I think we really don't want to leak a SUID vnode written by non-root into the global namespace. Right? If setattr fails, we need to nuke the vnode, or something extreme like that, to maintain the integrity of our security model. You could imagine a malicious FUSE server program that accepted writes to suid programs from certain unprivileged users and produced errors on subsequent setattrs, to enable a backdoor of the ordinary security model.

Whether or not this produces an error code at the userspace level is kind of less important to me than whether or not we actually have a half-completed operation. Does that make sense?

271–281 ↗(On Diff #81325)

Should this be conditional on if (err == 0)? Or maybe not — a write might partially succeed and still produce an error, in which case we'd want to clear SUID?

653 ↗(On Diff #81325)

Isn't this the same as fsess_not_impl now?

666–668 ↗(On Diff #81325)

Do we need to do anything to avoid leaking infufh here? I forget how these lifetimes work but see that we don't do any special cleanup at the bottom, either.

670–686 ↗(On Diff #81325)

There is sort of a nice subroutine for this already: vn_lock_pair() in kern/vfs_vnops.c. It does a little more than we want: handles one vnode being NULL; and a little less than we want: doesn't SHARE-lock one of the vnodes, doesn't handle vp1 == vp2.

But I'd suggest moving the dual-vnode logic we need to a subroutine, possibly also in vfs_vnops.c, and doing a similar thing as far as alternating which lock we start from. It may be usable by other filesystems implementing this VOP.

688–690 ↗(On Diff #81325)

These assignments and the io variable lifetime could be moved inside this condition.

(Do we ignore rlimits if fsizetd == NULL? I don't fully understand the semantics of this VOP.)

699–701 ↗(On Diff #81325)

It is pretty odd to me that FUSE chose the *read* file as sort of the primary subject of this operation. I would have picked the written file. Just an off-hand comment, not actionable.

This revision is now accepted and ready to land.Dec 30 2020, 4:22 PM
asomers added inline comments.
1266–1269 ↗(On Diff #81325)

The "malicious FUSE server" scenario doesn't work. The kernel already refuses to honor the setuid bit on any file system mounted by a non-root user.

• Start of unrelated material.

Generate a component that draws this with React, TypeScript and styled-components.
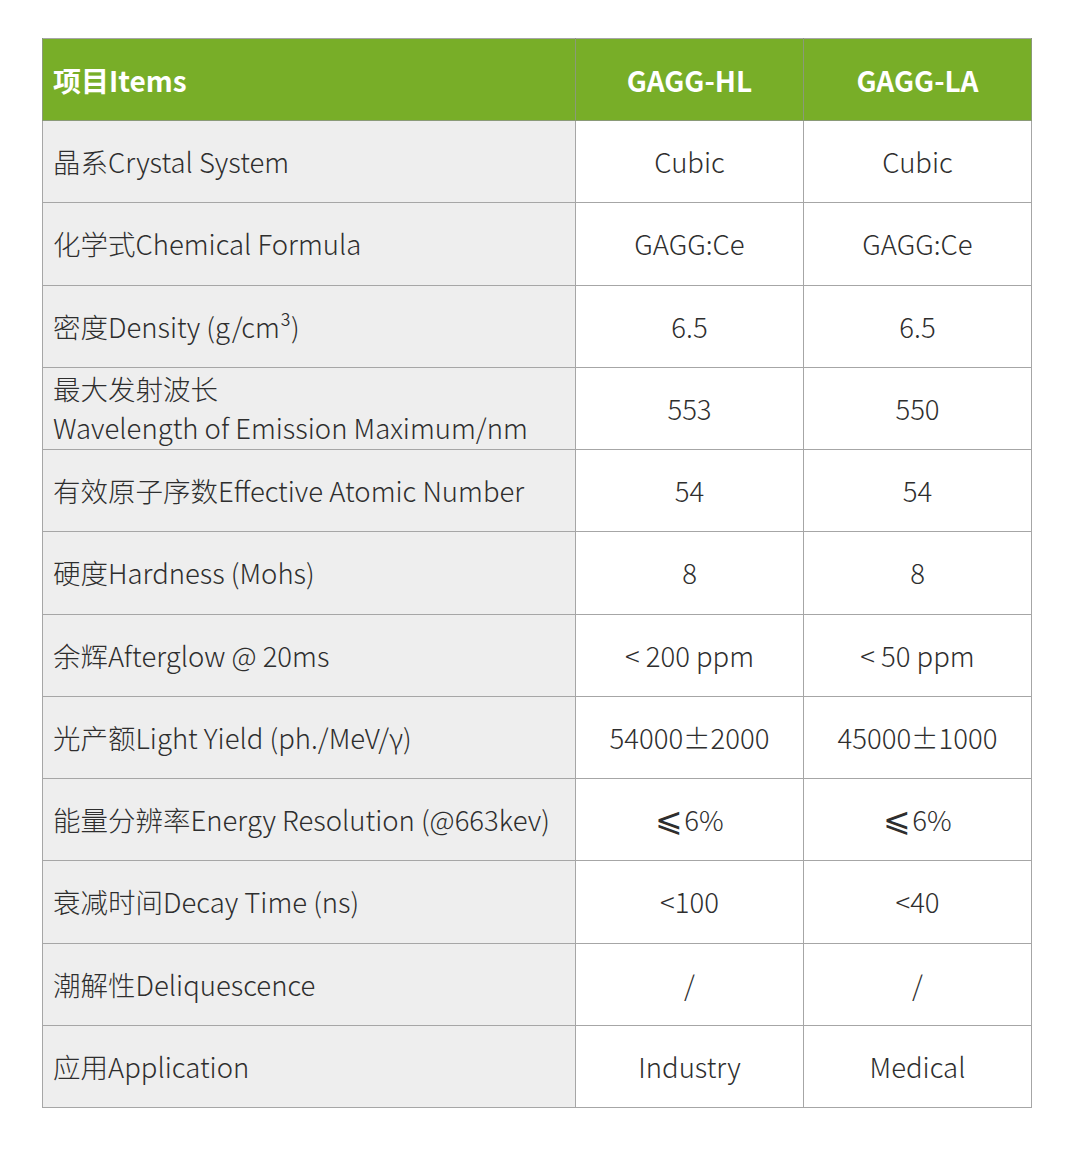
import React from 'react'
import styled, { createGlobalStyle } from 'styled-components'

const GlobalStyle = createGlobalStyle`
  body {
    margin: 0;
    background: #fff;
    font-family: "Noto Sans CJK SC", "Noto Sans", sans-serif;
  }
`

const Page = styled.div`
  padding: 38px 0 0 42px;
`

const Table = styled.table`
  border-collapse: collapse;
  table-layout: fixed;
  width: 990px;
  border: 1px solid #a6a6a6;
`

const HeadCell = styled.th<{ $left?: boolean }>`
  height: 81px;
  background: #78ae28;
  color: #fff;
  font-size: 28px;
  font-weight: 700;
  text-align: ${p => (p.$left ? 'left' : 'center')};
  padding: ${p => (p.$left ? '0 0 0 10px' : '0')};
  border: 1px solid #8a9a78;
  border-top: none;
`

const Cell = styled.td<{ $label?: boolean }>`
  height: 81.25px;
  background: ${p => (p.$label ? '#eeeeee' : '#fff')};
  color: #2e2e2e;
  font-size: 27.5px;
  line-height: 39px;
  font-weight: 300;
  text-align: ${p => (p.$label ? 'left' : 'center')};
  padding: ${p => (p.$label ? '0 0 0 10px' : '0')};
  border: 1px solid #a6a6a6;
  white-space: nowrap;
`

const Leq = styled.span`
  font-size: 33px;
  font-weight: 100;
  line-height: 0;
  margin-right: 1px;
`

const rows: [React.ReactNode, React.ReactNode, React.ReactNode][] = [
  ['晶系Crystal System', 'Cubic', 'Cubic'],
  ['化学式Chemical Formula', 'GAGG:Ce', 'GAGG:Ce'],
  [<>密度Density (g/cm³)</>, '6.5', '6.5'],
  [<>最大发射波长<br />Wavelength of Emission Maximum/nm</>, '553', '550'],
  ['有效原子序数Effective Atomic Number', '54', '54'],
  ['硬度Hardness (Mohs)', '8', '8'],
  ['余辉Afterglow @ 20ms', '< 200 ppm', '< 50 ppm'],
  ['光产额Light Yield (ph./MeV/γ)', '54000±2000', '45000±1000'],
  ['能量分辨率Energy Resolution (@663kev)', <><Leq>⩽</Leq>6%</>, <><Leq>⩽</Leq>6%</>],
  ['衰减时间Decay Time (ns)', '<100', '<40'],
  ['潮解性Deliquescence', '/', '/'],
  ['应用Application', 'Industry', 'Medical'],
]

export default function App() {
  return (
    <>
      <GlobalStyle />
      <Page>
        <Table>
          <colgroup>
            <col style={{ width: 533 }} />
            <col style={{ width: 228 }} />
            <col style={{ width: 228 }} />
          </colgroup>
          <thead>
            <tr>
              <HeadCell $left>项目Items</HeadCell>
              <HeadCell>GAGG-HL</HeadCell>
              <HeadCell>GAGG-LA</HeadCell>
            </tr>
          </thead>
          <tbody>
            {rows.map((r, i) => (
              <tr key={i}>
                <Cell $label>{r[0]}</Cell>
                <Cell>{r[1]}</Cell>
                <Cell>{r[2]}</Cell>
              </tr>
            ))}
          </tbody>
        </Table>
      </Page>
    </>
  )
}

So the malicious FUSE server would need to already have root privileges in order for the attack to work.

The real problem is that there's no way to indicate an error of "the write succeeded but the permission bits are now wrong". Those two things are supposed to happen automatically.

The real solution is to implement FUSE_WRITE_KILL_PRIV (and its tweaks in later protocol versions), which instruct the server to kill suid at the same time that it does the write.

271–281 ↗(On Diff #81325)

Yeah, that's what I was thinking. Kill suid even if the write fails.

666–668 ↗(On Diff #81325)

No. fuse_filehandle_getrw doesn't allocate anything, it just looks up an entry in an existing table.

670–686 ↗(On Diff #81325)

I didn't know about vn_lock_pair. I copied this section from nfs_copy_file_range. However, fusefs's version is not identical to nfs's, because nfs needs to worry about vn_start_write/vn_finish_write, and fusefs does not. I don't think I should make fusefs's a subroutine right now, because there's only one consumer, and I don't know how the exact needs might vary between consumers.

688–690 ↗(On Diff #81325)

Yes. If a_fsizetd is NULL, that indicates that the write is coming from a privileged process, like the NFS server.

I'm planning to commit this (with a couple of changes from your final comments) if it completes a make tinderbox.